Crim did the same thing when reading the first draft of her script to her husband.
"I was literally over his shoulder saying, 'Well that's not going to be there, and that's going to be cut and that just a stupid scene' and finally he said, 'Carrie, should I just not read it?' while laughing.
"If I can make him laugh, I know I'm on the right track."
The part of the play concerning Lucy's "vanishing twin" was also inspired one of Crim's actual friends.
"I have met other people who have gone through that same thing, including people who are working in this production," she said.
Crim also draws parallels to her character's transition into becoming an artist and her own. It was also no coincidence that Lucy became a photographer.
"I take horrible pictures, so I was fascinated by the research aspect of it," she said. "I liked that idea too, of someone who had that eye."
Such shades of reality are "seeds to grow the story," she says.
The result is a story that is essentially about "being a woman, a human and an artist," Mountain said.
"It's all three of those things. Men have been responding to it as well, and I don't think they need explanations to get it," she added said, addressing the appeal to male audiences of a play that has a very feminine title and sensibility to it.
"I think everybody fears being seen, which means being known," Mountain said. "We go through life hiding from everyone and everything in case no one will like us or whatever, but the real question is 'get to know me.'
"I think that applies to boys and men as well. They respond differently, they ask for it in a different way, but I think it is the human condition to want to be seen and seen as a human being."
Crim sums it up by saying that it's about being "pretty" on the inside.
"It's that glow that happens when you not just understand who you are, but accept it and are willing to put it out there, and I think that's what Lucy learns to do, for better or for worse."
Who Lucy is gets summed up by significant moments in her life that seem bigger than others and some that are merely daily occurrences, but stamp her and make her who she is.
"It's like my 10th-grade English teacher," Mountain said. "She said I should audition for this play and that was it. I remember her name, the day she did it, everything. This play is full of those kinds of things. Some hurt, some would seem like nothing to somebody else, but if they're yours, you remember them."

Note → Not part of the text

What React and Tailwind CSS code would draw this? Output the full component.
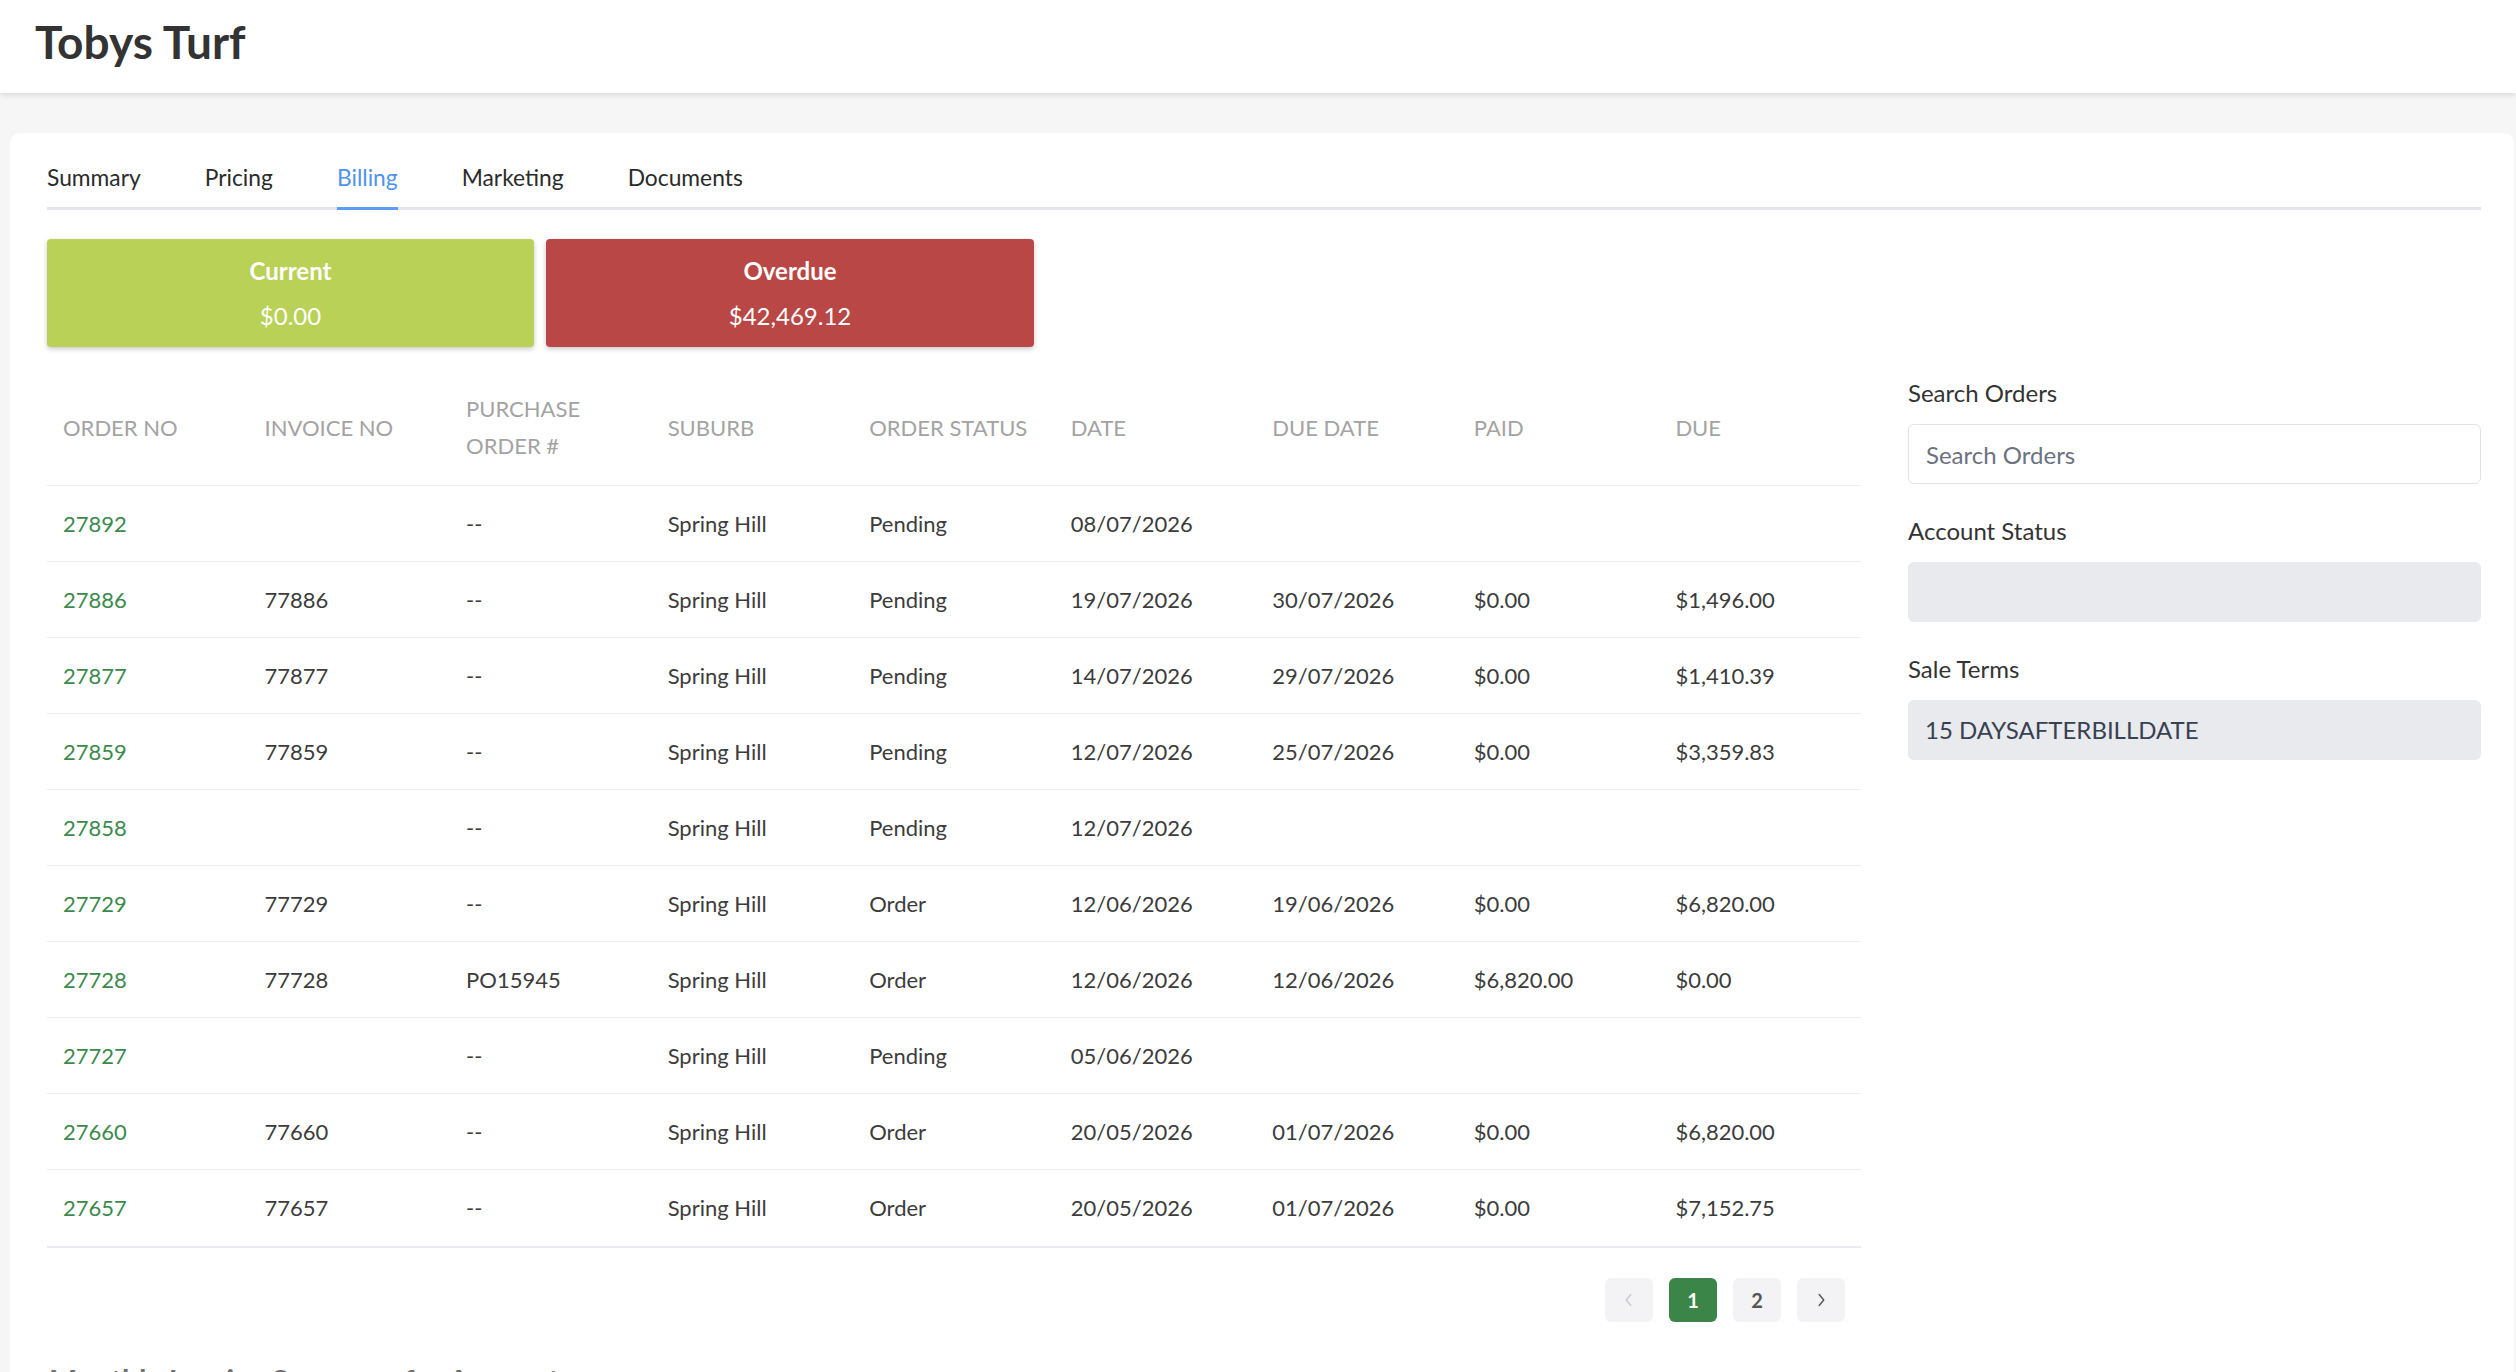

The play that almost wasn't
Crim started writing "Growing Pretty" three years ago and director Mountain read the script a year later.
The reaction was favorable and PRTC Artistic Director Guy Sanville agreed to work on it too.
Crim had always been a writer in addition to being a stage actor, although she hadn't combined the talents until recently.
"My writing was never play writing," Crim explained. "I started writing monologues for auditions, because I wanted to try a monologue that they hadn't seen a million times."
She received all kinds of feedback on the monologues. People would ask who wrote them or where they came from, according to Crim. One of those bits of advice would be critical to her career path.
"On one job that I used one of those monologues, I didn't get the job but the director called me," Crim said.
"He was calling me to tell me that he couldn't find the play that I had made up.
"I made up a name and a playwright who the monologues were by because someone told me if you write your own, they'll think you can't act."
She used the name of a girl with whom she went to summer camp as a child, and buckled under the weight of her own honesty when pressed by the casting caller.
"Being a really bad liar, I 'fessed up immediately and told him the whole story, and he suggested that I continue that and pursue it," Crim said.
"So I wrote a couple of short 10-minute plays that were produced in a festival in New York and then I started working on 'Growing Pretty.'"
She wonders if her summer camp friend will be getting any calls trying to track her down for the monologues, if she hasn't already.
Crim ended up founding Writeclub NYC and the group produced a workshop production of her script for her benefit and so Sanville could see it in action.
She is cognizant of "Growing Pretty" fell into place through a series of coincidences.
"I didn't even know that they would be interested in producing the script," Crim said.
"I sort of wrote it with (the Purple Rose) stage in mind only because this was my favorite place to work as an actor and I love the intimacy of the space."
She is pleased how the pieces fell into place, and particularly that Mountain is directing.
For her part, Mountain is also pleased to be involved.
"Carey and I met here 10 years ago (during a production. We were both in the cast and it was both our first show here, so that's where we met and we were sort of instant friends," Mountain recalled. "And through the course of years we just stayed friends. She said I needed to read her script, so I read it and was stunned at how good it."
Mountain and Crim have joked that "Growing Pretty" was a girl's play "because it is about a young woman, but also the stage manager, the assistant stage manager, Carey and I all are women," Mountain said.
"That said, the cast is more men than women."
Everyone involved in the production has connected on an entirely different level, according to Mountain, who described the apprentices and crew as "eager" and "excited."
"The women couldn't wait to get started and meet Carey, because they really clued in to what's going on," Mountain said.
"There's been this extra glue binding us together and the actors have been fearless. That's expected here, but still its fun when they're giddy about it."
Mountain said that she would have done anything to be involved with the show.
"I read it and I said 'We have to do this play, and you have to let me do something,'" she said. "Seriously, I obviously couldn't play Lucy and I'm too old for the mom. I said, 'I'll design costumes if I have to!' That would have been a disaster. And Guy came up with the idea, mostly based on our relationship, that I direct it."
Both recognize the chemistry.
"I think this is the perfect project, because we get each other so well," Crim said.
"When she read it she kind of already knew. There wasn't a whole lot of explaining on either side."